Entries with page source code:
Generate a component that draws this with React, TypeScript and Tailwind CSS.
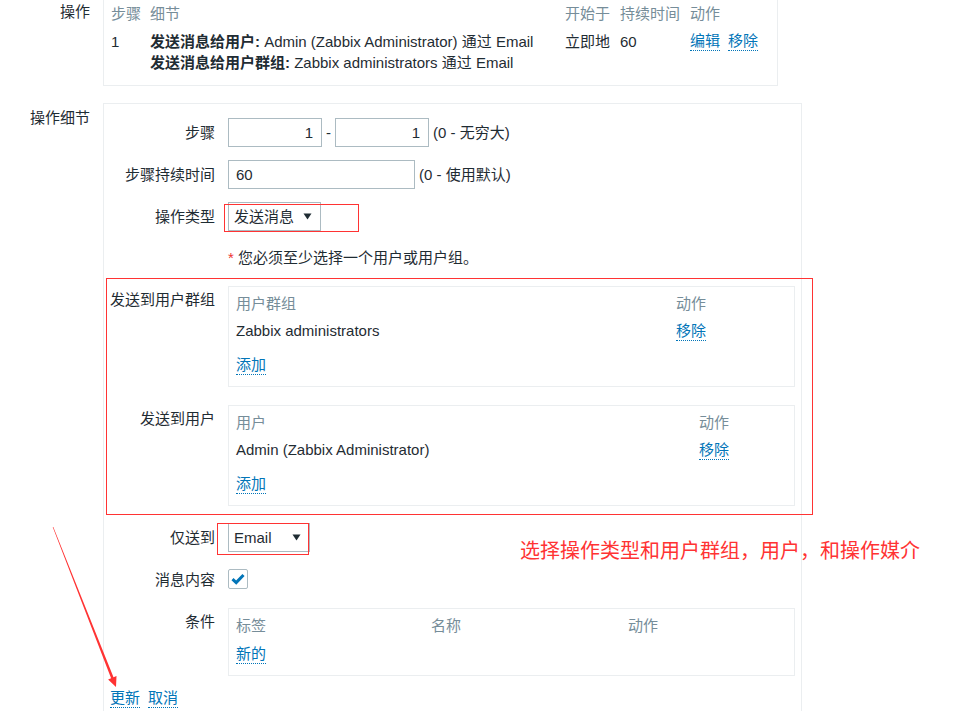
import React from "react";

const FONT = { fontFamily: '"Liberation Sans", "Noto Sans CJK SC", sans-serif' };

function Link({ children }: { children: React.ReactNode }) {
  return (
    <span className="inline-block leading-[19px] text-[#0275b8] border-b border-dotted border-[#0275b8]">
      {children}
    </span>
  );
}

function Arrow() {
  return (
    <svg width="9" height="7" viewBox="0 0 9 7" className="shrink-0">
      <path d="M0.5 0.5 H8.5 L4.5 6.5 Z" fill="#1f2c33" />
    </svg>
  );
}

function Label({ children, pt = "pt-[4px]" }: { children: React.ReactNode; pt?: string }) {
  return <div className={`w-[105px] shrink-0 text-right leading-[21px] ${pt}`}>{children}</div>;
}

export default function App() {
  return (
    <div
      className="relative w-[973px] h-[711px] overflow-hidden bg-white text-[15px] leading-[21px] text-[#1f2c33]"
      style={FONT}
    >
      {/* 操作 */}
      <div className="flex">
        <div className="w-[90px] shrink-0 text-right pt-[1px]">操作</div>
        <div className="ml-[13px] w-[675px] border-x border-b border-[#ebeef0] pl-[7px] pt-[3px] pb-[12px]">
          <div className="grid grid-cols-[39px_415px_55px_70px_1fr] text-[#768d99]">
            <div>步骤</div>
            <div>细节</div>
            <div>开始于</div>
            <div>持续时间</div>
            <div>动作</div>
          </div>
          <div className="grid grid-cols-[39px_415px_55px_70px_1fr] mt-[7px]">
            <div>1</div>
            <div>
              <div>
                <span className="font-bold">发送消息给用户:</span> Admin (Zabbix Administrator) 通过 Email
              </div>
              <div>
                <span className="font-bold">发送消息给用户群组:</span> Zabbix administrators 通过 Email
              </div>
            </div>
            <div>立即地</div>
            <div>60</div>
            <div className="flex gap-[8px] items-start">
              <Link>编辑</Link>
              <Link>移除</Link>
            </div>
          </div>
        </div>
      </div>

      {/* 操作细节 */}
      <div className="flex mt-[17px]">
        <div className="w-[90px] shrink-0 text-right pt-[4px]">操作细节</div>
        <div className="ml-[13px] w-[699px] h-[620px] border-x border-t border-[#ebeef0] px-[6px] pt-[14px]">
          <div className="flex flex-col">
            {/* 步骤 */}
            <div className="flex items-start">
              <Label>步骤</Label>
              <div className="ml-[13px] flex items-center h-[29px]">
                <div className="w-[94px] h-[29px] border border-[#acbbc2] text-right pr-[8px] leading-[27px]">1</div>
                <span className="w-[13px] text-center">-</span>
                <div className="w-[94px] h-[29px] border border-[#acbbc2] text-right pr-[8px] leading-[27px]">1</div>
                <span className="ml-[4px]">(0 - 无穷大)</span>
              </div>
            </div>
            {/* 步骤持续时间 */}
            <div className="flex items-start mt-[13px]">
              <Label>步骤持续时间</Label>
              <div className="ml-[13px] flex items-center h-[29px]">
                <div className="w-[187px] h-[29px] border border-[#acbbc2] pl-[7px] leading-[27px]">60</div>
                <span className="ml-[4px]">(0 - 使用默认)</span>
              </div>
            </div>
            {/* 操作类型 */}
            <div className="flex items-start mt-[13px]">
              <Label>操作类型</Label>
              <div className="ml-[13px]">
                <div className="w-[93px] h-[29px] border border-[#acbbc2] pl-[5px] pr-[8px] flex items-center justify-between">
                  <span>发送消息</span>
                  <Arrow />
                </div>
              </div>
            </div>
            {/* error */}
            <div className="flex items-start mt-[16px]">
              <div className="w-[105px] shrink-0" />
              <div className="ml-[13px]">
                <span className="text-[#e33]">*</span> 您必须至少选择一个用户或用户组。
              </div>
            </div>
            {/* 发送到用户群组 */}
            <div className="flex items-start mt-[18px]">
              <Label pt="pt-[3px]">发送到用户群组</Label>
              <div className="ml-[13px] flex-1 border border-[#ebeef0] pl-[7px] pt-[6px] pb-[11px]">
                <div className="grid grid-cols-[440px_1fr] text-[#768d99]">
                  <div>用户群组</div>
                  <div>动作</div>
                </div>
                <div className="grid grid-cols-[440px_1fr] mt-[6px]">
                  <div>Zabbix administrators</div>
                  <div>
                    <Link>移除</Link>
                  </div>
                </div>
                <div className="mt-[13px]">
                  <Link>添加</Link>
                </div>
              </div>
            </div>
            {/* 发送到用户 */}
            <div className="flex items-start mt-[18px]">
              <Label pt="pt-[3px]">发送到用户</Label>
              <div className="ml-[13px] flex-1 border border-[#ebeef0] pl-[7px] pt-[6px] pb-[11px]">
                <div className="grid grid-cols-[463px_1fr] text-[#768d99]">
                  <div>用户</div>
                  <div>动作</div>
                </div>
                <div className="grid grid-cols-[463px_1fr] mt-[6px]">
                  <div>Admin (Zabbix Administrator)</div>
                  <div>
                    <Link>移除</Link>
                  </div>
                </div>
                <div className="mt-[13px]">
                  <Link>添加</Link>
                </div>
              </div>
            </div>
            {/* 仅送到 */}
            <div className="flex items-start mt-[17px]">
              <Label>仅送到</Label>
              <div className="ml-[13px]">
                <div className="w-[82px] h-[29px] border border-[#acbbc2] pl-[5px] pr-[8px] flex items-center justify-between">
                  <span>Email</span>
                  <Arrow />
                </div>
              </div>
            </div>
            {/* 消息内容 */}
            <div className="flex items-start mt-[17px]">
              <Label pt="pt-0">消息内容</Label>
              <div className="ml-[13px]">
                <div className="w-[20px] h-[20px] border border-[#acbbc2] rounded-[2px] flex items-center justify-center">
                  <svg width="14" height="12" viewBox="0 0 14 12">
                    <path d="M1.5 6.2 L5.2 9.6 L12.5 2" fill="none" stroke="#0275b8" strokeWidth="3" />
                  </svg>
                </div>
              </div>
            </div>
            {/* 条件 */}
            <div className="flex items-start mt-[18px]">
              <Label pt="pt-[3px]">条件</Label>
              <div className="ml-[13px] flex-1 border border-[#ebeef0] pl-[7px] pt-[6px] pb-[11px]">
                <div className="grid grid-cols-[195px_197px_1fr] text-[#768d99]">
                  <div>标签</div>
                  <div>名称</div>
                  <div>动作</div>
                </div>
                <div className="mt-[7px]">
                  <Link>新的</Link>
                </div>
              </div>
            </div>
            {/* buttons */}
            <div className="flex gap-[8px] mt-[12px]">
              <Link>更新</Link>
              <Link>取消</Link>
            </div>
          </div>
        </div>
      </div>

      {/* annotations */}
      <div className="absolute left-[224px] top-[204px] w-[135px] h-[28px] border border-[#f33]" />
      <div className="absolute left-[106px] top-[278px] w-[707px] h-[237px] border border-[#f33]" />
      <div className="absolute left-[217px] top-[523px] w-[92px] h-[32px] border border-[#f33]" />
      <div
        className="absolute left-[520px] top-[536px] text-[20px] leading-[28px] text-[#f33] whitespace-nowrap"
        style={{ fontFamily: '"Noto Sans CJK SC", sans-serif' }}
      >
        选择操作类型和用户群组，用户，和操作媒介
      </div>
      <svg className="absolute left-0 top-0 pointer-events-none" width="973" height="711">
        <polygon
          points="52.7,527.1 111.1,678.2 108.1,679.4 116,687 116.5,676.1 113.5,677.2 53.3,526.9"
          fill="#f33"
        />
      </svg>
    </div>
  );
}
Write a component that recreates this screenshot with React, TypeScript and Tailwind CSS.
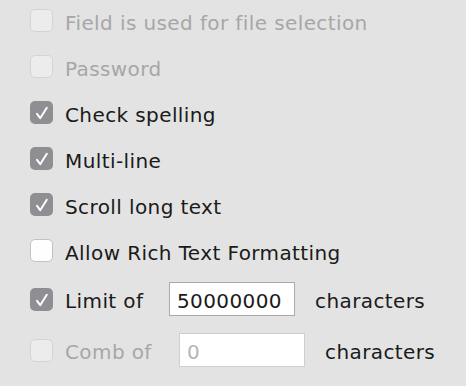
import React from "react";

function Box({ checked, disabled }: { checked?: boolean; disabled?: boolean }) {
  if (checked) {
    return (
      <div className="w-[23px] h-[23px] rounded-[5px] bg-[#8f8e93] shrink-0">
        <svg width="23" height="23" viewBox="0 0 23 23">
          <path d="M7 12.8 L10.2 17.2 L16.8 6.8" fill="none" stroke="#ffffff" strokeWidth="2" strokeLinecap="round" strokeLinejoin="round" />
        </svg>
      </div>
    );
  }
  return (
    <div
      className={
        disabled
          ? "w-[23px] h-[23px] rounded-[5px] bg-[#ececec] border border-[#d4d4d4] shrink-0"
          : "w-[23px] h-[23px] rounded-[5px] bg-[#fefefe] border border-[#c2c2c2] shrink-0"
      }
    />
  );
}

function Row({ label, checked, disabled }: { label: string; checked?: boolean; disabled?: boolean }) {
  return (
    <div className="flex items-center h-[23px] gap-[12px]">
      <Box checked={checked} disabled={disabled} />
      <span className={disabled ? "mt-[4px] text-[#a7a7a7]" : "mt-[4px] text-[#1a1a1a]"}>{label}</span>
    </div>
  );
}

export default function App() {
  return (
    <div className="w-[466px] h-[386px] bg-[#e3e3e3] pl-[30px] pt-[9px] flex flex-col text-[20px] leading-none tracking-[0.4px] font-['DejaVu_Sans',sans-serif]">
      <div className="flex flex-col gap-[23px]">
        <Row label="Field is used for file selection" disabled />
        <Row label="Password" disabled />
        <Row label="Check spelling" checked />
        <Row label="Multi-line" checked />
        <Row label="Scroll long text" checked />
        <Row label="Allow Rich Text Formatting" />
      </div>
      <div className="flex items-center h-[34px] mt-[20px]">
        <Box checked />
        <span className="ml-[12px] mt-[4px] text-[#1a1a1a] w-[104px]">Limit of</span>
        <div className="w-[126px] h-[34px] bg-white border border-[#a9a9a9] flex items-center pl-[7px] pt-[4px] text-[#1a1a1a]">
          50000000
        </div>
        <span className="ml-[20px] mt-[4px] text-[#1a1a1a]">characters</span>
      </div>
      <div className="flex items-center h-[34px] mt-[17px]">
        <Box disabled />
        <span className="ml-[12px] mt-[4px] text-[#a7a7a7] w-[114px]">Comb of</span>
        <div className="w-[126px] h-[34px] bg-white border border-[#cfcfcf] flex items-center pl-[7px] pt-[4px] text-[#b5b5b5]">
          0
        </div>
        <span className="ml-[20px] mt-[4px] text-[#1a1a1a]">characters</span>
      </div>
    </div>
  );
}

* **What you should do**:
Show every line from the entries above in which "Tailwind" appears.

* **Answer to this problem**:
Generate a component that draws this with React, TypeScript and Tailwind CSS.
Write a component that recreates this screenshot with React, TypeScript and Tailwind CSS.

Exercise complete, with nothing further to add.